Andrea Gerk: Echte Verbrechen brachte früher vor allem mal Eduard Zimmermann mit „Aktenzeichen XY“ ins Haus. Inzwischen gibt es dazu einige Formate und vor allem eine ganze Reihe von „True Crime“-Magazinen, wie „Stern Crime“ und „Closer Crime“. Sonja Hartl, die auch Mitglied für die Jury für die Krimibestenliste ist, sie hat sich mit dieser Lust am wahren Bösen beschäftigt. Sie sind Expertin für Kriminalromane, also für das fiktive Verbrechen. Was ist denn eigentlich noch mal anders? Sie haben sich jetzt auch damit beschäftigt, wenn die Geschichten echt sind. Ist da der Grusel noch mal ein bisschen gruseliger?
Sonja Hartl: Es ist ein bisschen gruseliger, auch ein bisschen faszinierender, vor allem aber unmittelbarer. Denn es sind genau genommen wahre Geschichten mit echten Personen.

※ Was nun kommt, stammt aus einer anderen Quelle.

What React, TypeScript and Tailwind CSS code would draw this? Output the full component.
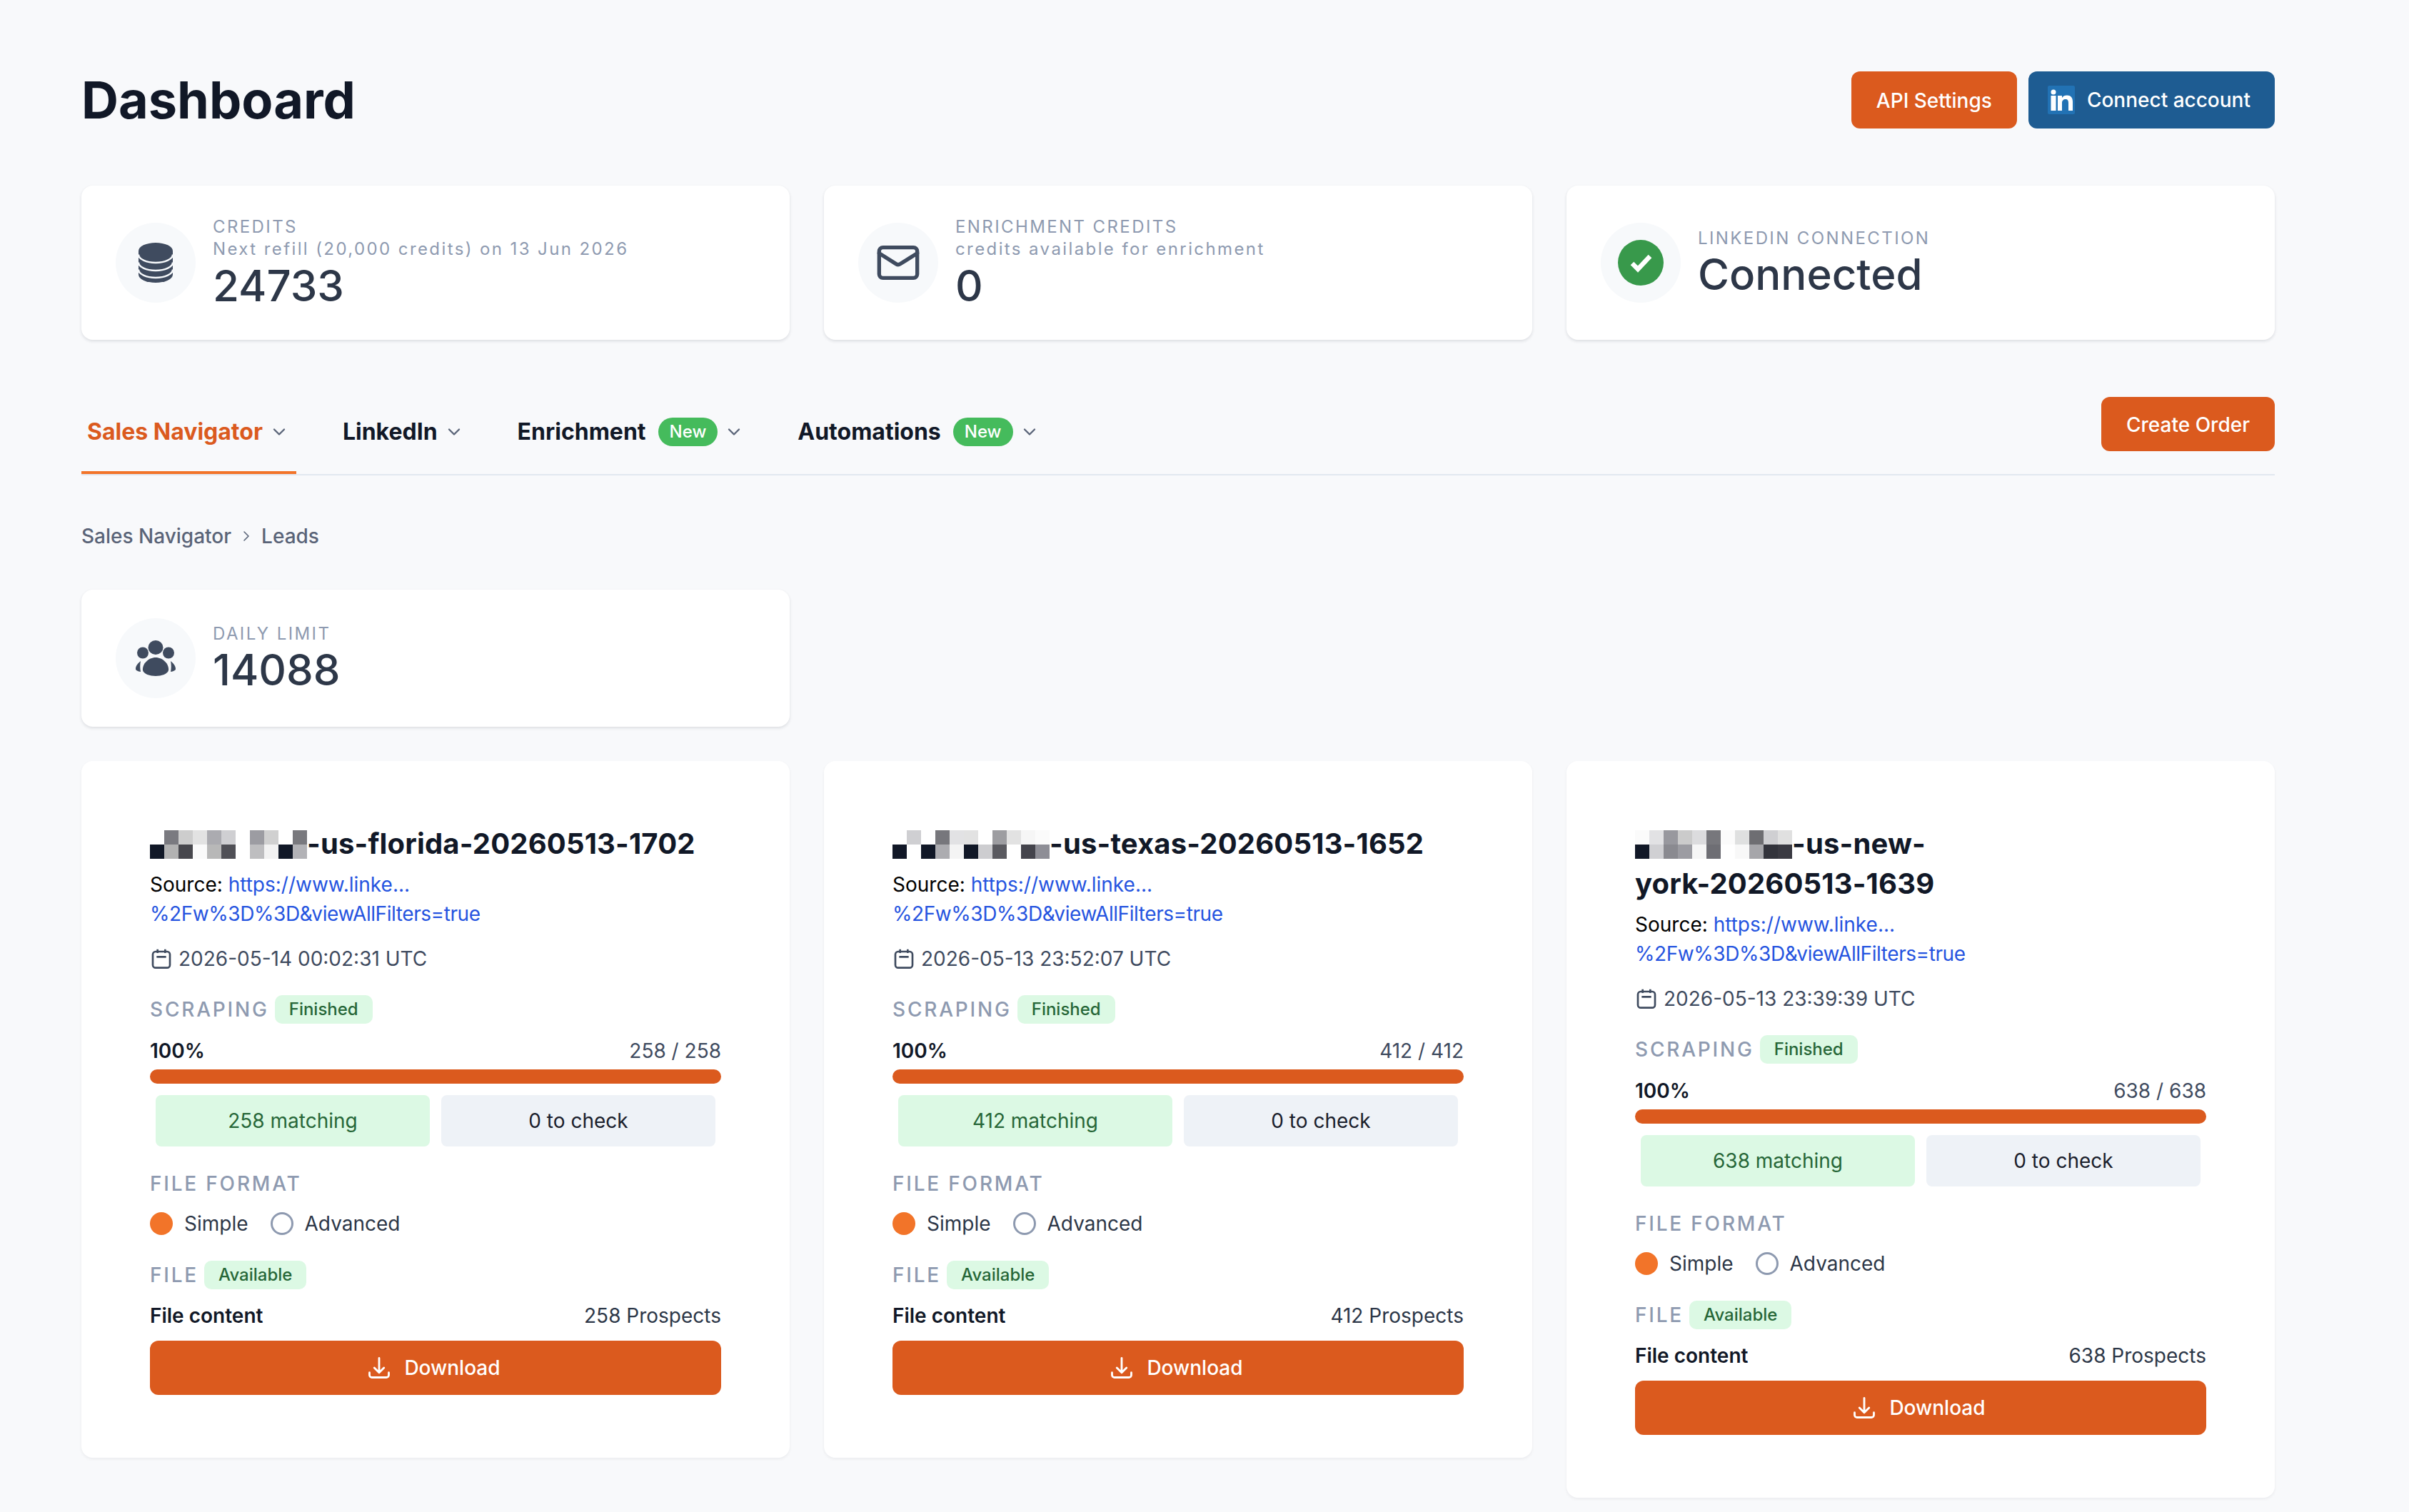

Wenn man dann zum Beispiel „Falschaussagen“ von den Journalisten T. Christian Miller und Ken Armstrong liest, die die Geschichte der 18-jährigen Marie erzählen, die wirklich keine einfache Kindheit und Jugend hatte, dann vergewaltigt wird, das Richtige macht, zur Polizei geht und der dann nicht geglaubt wird, weil sie sich nicht angemessen verhält, weil sie sich nicht so verhält, wie man das von einem Vergewaltigungsopfer erwarten sollte, und dadurch werden dann keine Ermittlungen eingeleitet. Ein Serienvergewaltiger kann weiter vergewaltigen, und man erfährt nicht nur, dass er schreckliche Taten weiter begehen konnte, sondern auch, welche Folgen dieser Verdacht der Lüge für Marie selbst hatte. Dann nimmt einen das schon ein bisschen mehr mit, wenn man weiß, das ist tatsächlich passiert, das ist einer Frau passiert, und das ist jetzt kein plot device. Die Autoren machen auch kein Hehl daraus, dass sie ein klares Ziel verfolgen – das ist bei „True Crime“ nie der Fall –, sondern sie verfolgen immer noch so ein gesellschaftliches Engagement. Sie wollen auf Missstände aufmerksam machen, und dadurch engagiert man sich dann teilweise auch noch mehr als bei fiktiver Literatur.